Multi-Axis Milling RFQ Decision: Multi-axis milling is a CNC milling route that uses linear and rotary machine axes to reach angled faces, multiple sides, undercuts, complex contours, and tight datum relationships with fewer setups. Buyers usually review multi-axis milling for housings, impellers, brackets, manifolds, mold inserts, fixture parts, and complex machined prototypes. The practical RFQ problem is deciding whether 3-axis milling is enough or whether 4-axis indexing, 5-axis positioning, or simultaneous 5-axis machining is needed for tool access, accuracy, surface finish, and inspection.

Multi-axis milling should be selected because the geometry or datum strategy requires it, not because the term sounds more advanced. Buyers should define angled holes, contour surfaces, undercuts, mating faces, critical datums, material grade, surface finish, quantity, and inspection evidence before requesting a quote.

Multi-axis CNC milling setup for complex housings brackets and angled surfaces

What Multi-Axis Milling Means for RFQ Routing

Multi-axis milling adds rotary motion to standard CNC milling. A 3-axis machine moves along X, Y, and Z. A 4-axis machine adds one rotary axis. A 5-axis machine adds more positioning freedom so the tool can approach the part from different angles.
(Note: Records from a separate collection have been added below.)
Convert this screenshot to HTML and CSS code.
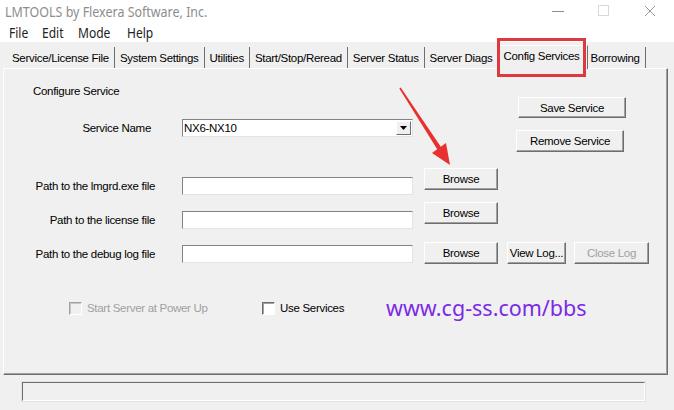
FILE: index.html
```html
<!DOCTYPE html>
<html>
<head>
<meta charset="utf-8">
<link rel="stylesheet" href="styles.css">
</head>
<body>
<div class="window">
  <div class="titlebar">
    <span class="title">LMTOOLS by Flexera Software, Inc.</span>
    <div class="controls">
      <div class="ctl"><svg width="12" height="12" viewBox="0 0 12 12"><line x1="0" y1="6.5" x2="12" y2="6.5" stroke="#8c8c8c" stroke-width="1"/></svg></div>
      <div class="ctl"><svg width="12" height="12" viewBox="0 0 12 12"><rect x="0.5" y="0.5" width="10" height="10" fill="none" stroke="#d8d8d8" stroke-width="1"/></svg></div>
      <div class="ctl"><svg width="12" height="12" viewBox="0 0 12 12"><path d="M1 1 L11 11 M11 1 L1 11" stroke="#9a9a9a" stroke-width="1"/></svg></div>
    </div>
  </div>
  <div class="menubar">
    <span class="menu">File</span><span class="menu">Edit</span><span class="menu">Mode</span><span class="menu">Help</span>
  </div>
  <div class="tabstrip">
    <div class="tab">Service/License File</div>
    <div class="tab">System Settings</div>
    <div class="tab">Utilities</div>
    <div class="tab">Start/Stop/Reread</div>
    <div class="tab">Server Status</div>
    <div class="tab tab-before">Server Diags</div>
    <div class="tab tab-active">Config Services</div>
    <div class="tab">Borrowing</div>
  </div>
  <div class="panel">
    <div class="top">
      <div class="top-left">
        <div class="heading">Configure Service</div>
        <div class="service-row">
          <span class="lbl lbl-svc">Service Name</span>
          <div class="combo">
            <span class="combo-text">NX6-NX10</span>
            <span class="drop"><svg width="7" height="4" viewBox="0 0 7 4"><path d="M0 0 H7 L3.5 4 Z" fill="#000"/></svg></span>
          </div>
        </div>
      </div>
      <div class="top-right">
        <div class="btn btn-save">Save Service</div>
        <div class="btn btn-remove">Remove Service</div>
      </div>
    </div>
    <div class="frow r1">
      <span class="lbl">Path to the lmgrd.exe file</span>
      <div class="field"></div>
      <div class="btn browse">Browse</div>
    </div>
    <div class="frow r2">
      <span class="lbl">Path to the license file</span>
      <div class="field"></div>
      <div class="btn browse">Browse</div>
    </div>
    <div class="frow r3">
      <span class="lbl">Path to the debug log file</span>
      <div class="field"></div>
      <div class="btn browse">Browse</div>
      <div class="btn viewlog">View Log...</div>
      <div class="btn closelog disabled">Close Log</div>
    </div>
    <div class="checks">
      <div class="check check1 disabled"><span class="box"></span><span class="ctext">Start Server at Power Up</span></div>
      <div class="check check2"><span class="box"></span><span class="ctext">Use Services</span></div>
    </div>
  </div>
  <div class="statusbar"></div>
</div>
<div class="annot-box"></div>
<svg class="arrow" width="674" height="410" viewBox="0 0 674 410">
  <polygon points="400.7,87.6 440.8,146.8 446,143 450,165 432,153 437.2,149.2 399.3,88.4" fill="#e8312f"/>
</svg>
<div class="watermark">www.cg-ss.com/bbs</div>
</body>
</html>
```
FILE: styles.css
```css
html, body {
  margin: 0;
  padding: 0;
}
body {
  width: 674px;
  height: 410px;
  overflow: hidden;
  position: relative;
  background: #f0f0f0;
  font-family: "Liberation Sans", Arial, sans-serif;
  font-size: 11.5px;
  letter-spacing: -0.3px;
  color: #000;
}
.window {
  width: 674px;
  height: 410px;
}
.titlebar {
  height: 22px;
  background: #fff;
  display: flex;
  align-items: center;
  padding-left: 5px;
}
.title {
  font-family: "Noto Sans", sans-serif;
  font-size: 14.5px;
  letter-spacing: 0;
  color: #8d8d8d;
  display: inline-block;
  transform: scaleX(0.86);
  transform-origin: left center;
  white-space: nowrap;
}
.controls {
  margin-left: auto;
  display: flex;
  margin-right: 1px;
}
.ctl {
  width: 46px;
  height: 22px;
  display: flex;
  align-items: center;
  justify-content: center;
}
.menubar {
  height: 20px;
  background: #fff;
  display: flex;
  align-items: center;
  padding-left: 9px;
}
.menu {
  font-family: "Noto Sans", sans-serif;
  font-size: 14px;
  letter-spacing: 0;
  color: #222;
  display: inline-block;
  transform: scaleX(0.86);
  transform-origin: left center;
  margin-right: 11px;
}
.tabstrip {
  height: 26px;
  display: flex;
  align-items: flex-end;
  padding-left: 7px;
}
.tab {
  height: 21px;
  padding: 0 5px 0 5px;
  display: flex;
  align-items: center;
  border-right: 1px solid #6e6e6e;
  white-space: nowrap;
  box-sizing: border-box;
}
.tab-before {
  border-right-color: transparent;
  padding-right: 7px;
}
.tab-active {
  height: 24px;
  margin: 0 -2px -1px -2px;
  padding: 0 7px 4px 4px;
  background: #f0f0f0;
  border-top: 1px solid #fff;
  border-left: 1px solid #fff;
  border-right: 1px solid #6e6e6e;
  position: relative;
  z-index: 2;
}
.panel {
  margin-left: 3px;
  width: 665px;
  height: 307px;
  box-sizing: border-box;
  border: 1px solid;
  border-color: #fff #6e6e6e #6e6e6e #fff;
  box-shadow: inset -1px -1px 0 #a0a0a0;
}
.top {
  display: flex;
  height: 99px;
}
.top-left {
  width: 514px;
}
.heading {
  margin: 15px 0 0 29px;
  line-height: 14px;
}
.service-row {
  margin-top: 21px;
  display: flex;
  align-items: center;
  height: 18px;
}
.lbl {
  width: 151px;
  flex: none;
  text-align: right;
  white-space: nowrap;
  box-sizing: border-box;
  height: 18px;
  line-height: 18px;
}
.lbl-svc {
  padding-right: 4px;
}
.combo, .field {
  margin-left: 27px;
  width: 231px;
  height: 18px;
  box-sizing: border-box;
  background: #fff;
  border: 1px solid;
  border-color: #828282 #e3e3e3 #e3e3e3 #828282;
  flex: none;
}
.combo {
  display: flex;
  align-items: center;
  position: relative;
}
.combo-text {
  padding-left: 1px;
}
.drop {
  margin-left: auto;
  margin-right: 1px;
  width: 15px;
  height: 14px;
  box-sizing: border-box;
  background: #f0f0f0;
  border: 1px solid;
  border-color: #fff #6e6e6e #6e6e6e #fff;
  display: flex;
  align-items: center;
  justify-content: center;
}
.top-right {
  display: flex;
  flex-direction: column;
  align-items: flex-start;
}
.btn {
  box-sizing: border-box;
  height: 22px;
  border: 1px solid;
  border-color: #fff #6e6e6e #6e6e6e #fff;
  box-shadow: inset -1px -1px 0 #a0a0a0;
  background: #f0f0f0;
  display: flex;
  align-items: center;
  justify-content: center;
  white-space: nowrap;
  flex: none;
}
.btn-save {
  margin-top: 28px;
  width: 108px;
  height: 21px;
}
.btn-remove {
  margin-top: 12px;
  margin-left: -2px;
  width: 108px;
}
.frow {
  display: flex;
  align-items: flex-start;
}
.r1 { height: 34px; }
.r2 { height: 40px; }
.r3 { height: 22px; }
.r1 .lbl, .r1 .field,
.r2 .lbl, .r2 .field {
  margin-top: 9px;
}
.r3 .lbl, .r3 .field {
  margin-top: 3px;
}
.frow .field {
  margin-left: 27px;
}
.browse {
  margin-left: 11px;
  width: 74px;
}
.viewlog {
  margin-left: 9px;
  width: 59px;
}
.closelog {
  margin-left: 8px;
  width: 75px;
}
.disabled {
  color: #a0a0a0;
}
.checks {
  margin-top: 37px;
  height: 14px;
  display: flex;
  align-items: center;
}
.check {
  display: flex;
  align-items: center;
}
.check1 {
  margin-left: 65px;
  width: 193px;
}
.box {
  width: 13px;
  height: 13px;
  box-sizing: border-box;
  background: #fff;
  border: 1px solid;
  border-color: #6e6e6e #fff #fff #6e6e6e;
  box-shadow: inset 1px 1px 0 #a0a0a0;
  flex: none;
}
.check1 .box {
  background: #f0f0f0;
  border-color: #a0a0a0 #fff #fff #a0a0a0;
  box-shadow: inset 1px 1px 0 #c8c8c8;
}
.ctext {
  margin-left: 5px;
  white-space: nowrap;
}
.statusbar {
  margin: 7px 0 0 22px;
  width: 623px;
  height: 19px;
  box-sizing: border-box;
  border: 1px solid;
  border-color: #6e6e6e #fff #fff #6e6e6e;
  box-shadow: 0 0 0 1px #e2e2e2;
}
.annot-box {
  position: absolute;
  left: 497px;
  top: 38px;
  width: 89px;
  height: 39px;
  box-sizing: border-box;
  border: 3px solid #dc3a3e;
  z-index: 5;
}
.arrow {
  position: absolute;
  left: 0;
  top: 0;
  z-index: 6;
  pointer-events: none;
}
.watermark {
  position: absolute;
  left: 386px;
  top: 293px;
  font-family: "Noto Sans", sans-serif;
  font-size: 21.5px;
  letter-spacing: 0;
  color: #7b2ae6;
  white-space: nowrap;
  z-index: 6;
}
```
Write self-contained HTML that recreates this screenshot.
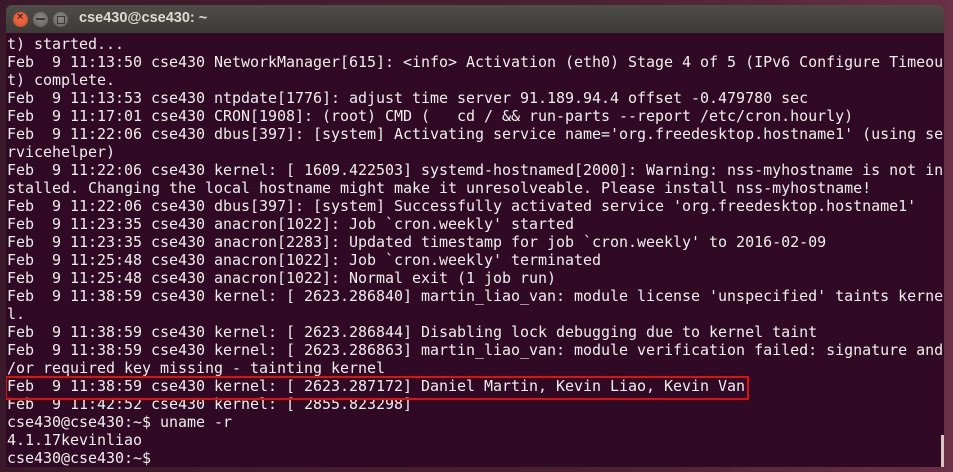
<!DOCTYPE html>
<html><head><style>
html,body{margin:0;padding:0;width:953px;height:472px;overflow:hidden;background:linear-gradient(90deg,#3a1a2a,#4a2030 60%,#6a3045);}
.win{position:absolute;left:6px;top:5px;width:938px;height:462px;background:#300a24;border-radius:6px 6px 0 0;overflow:hidden;}
.tb{height:28px;background:linear-gradient(#4e4d49,#3c3b37);position:relative;}
.tt{position:absolute;left:73px;top:5px;color:#dfdbd2;font:bold 14.5px "Liberation Sans",sans-serif;}
.b{position:absolute;top:7px;width:15px;height:15px;border-radius:50%;}
.term{position:absolute;left:1px;top:30px;font:15px/18px "DejaVu Sans Mono",monospace;color:#eeeeec;white-space:pre;letter-spacing:-0.03px;}
.box{position:absolute;left:-1px;top:371px;width:740px;height:20px;border:2px solid #e01010;}
.sb{position:absolute;left:935px;top:430px;width:3px;height:32px;background:#d8c8c0;}
</style></head><body>
<div class="win">
<div class="tb">
<div class="b" style="left:7px;background:radial-gradient(circle at 50% 40%,#f4704a,#d24a20);"></div>
<div class="b" style="left:27px;background:radial-gradient(circle at 50% 40%,#8a8983,#5f5e5a);"></div>
<div class="b" style="left:47px;background:radial-gradient(circle at 50% 40%,#8a8983,#5f5e5a);"></div>
<span style="position:absolute;left:11px;top:6px;color:#5a1a0a;font:bold 11px sans-serif">×</span>
<span style="position:absolute;left:30px;top:13px;width:9px;height:1.5px;background:#3a3a38"></span>
<span style="position:absolute;left:51px;top:11px;width:6px;height:6px;border:1.5px solid #3a3a38"></span>
<div class="tt">cse430@cse430: ~</div>
</div>
<div class="term">t) started...
Feb  9 11:13:50 cse430 NetworkManager[615]: &lt;info&gt; Activation (eth0) Stage 4 of 5 (IPv6 Configure Timeou
t) complete.
Feb  9 11:13:53 cse430 ntpdate[1776]: adjust time server 91.189.94.4 offset -0.479780 sec
Feb  9 11:17:01 cse430 CRON[1908]: (root) CMD (   cd / &amp;&amp; run-parts --report /etc/cron.hourly)
Feb  9 11:22:06 cse430 dbus[397]: [system] Activating service name='org.freedesktop.hostname1' (using se
rvicehelper)
Feb  9 11:22:06 cse430 kernel: [ 1609.422503] systemd-hostnamed[2000]: Warning: nss-myhostname is not in
stalled. Changing the local hostname might make it unresolveable. Please install nss-myhostname!
Feb  9 11:22:06 cse430 dbus[397]: [system] Successfully activated service 'org.freedesktop.hostname1'
Feb  9 11:23:35 cse430 anacron[1022]: Job `cron.weekly' started
Feb  9 11:23:35 cse430 anacron[2283]: Updated timestamp for job `cron.weekly' to 2016-02-09
Feb  9 11:25:48 cse430 anacron[1022]: Job `cron.weekly' terminated
Feb  9 11:25:48 cse430 anacron[1022]: Normal exit (1 job run)
Feb  9 11:38:59 cse430 kernel: [ 2623.286840] martin_liao_van: module license 'unspecified' taints kerne
l.
Feb  9 11:38:59 cse430 kernel: [ 2623.286844] Disabling lock debugging due to kernel taint
Feb  9 11:38:59 cse430 kernel: [ 2623.286863] martin_liao_van: module verification failed: signature and
/or required key missing - tainting kernel
Feb  9 11:38:59 cse430 kernel: [ 2623.287172] Daniel Martin, Kevin Liao, Kevin Van
Feb  9 11:42:52 cse430 kernel: [ 2855.823298]
cse430@cse430:~$ uname -r
4.1.17kevinliao
cse430@cse430:~$</div>
<div class="box"></div>
<div class="sb"></div>
</div>
</body></html>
Some jobs use indexed positioning, while others use simultaneous motion.

The buyer question is what the extra axes must solve. Multi-axis milling may reduce setups, improve access to angled features, keep datums in one setup, shorten long tool reach, or improve surface continuity on complex contours. If the part is mostly flat pockets and vertical holes, standard CNC milling may be more practical.

How 3-Axis, 4-Axis, and 5-Axis Milling Differ

3-axis milling is commonly used for flat faces, pockets, slots, hole patterns, and simpler prismatic parts. 4-axis milling can rotate the workpiece to machine several sides or cylindrical features with fewer setups. 5-axis milling can position the tool relative to angled faces, sculpted surfaces, and complex geometry.

Simultaneous 5-axis milling is not the same as indexed 5-axis positioning. Indexed milling locks the rotary axes at certain angles before cutting. Simultaneous milling moves rotary and linear axes together during cutting. Buyers should not specify simultaneous machining unless the part surface, tool access, or finish requirement actually needs it.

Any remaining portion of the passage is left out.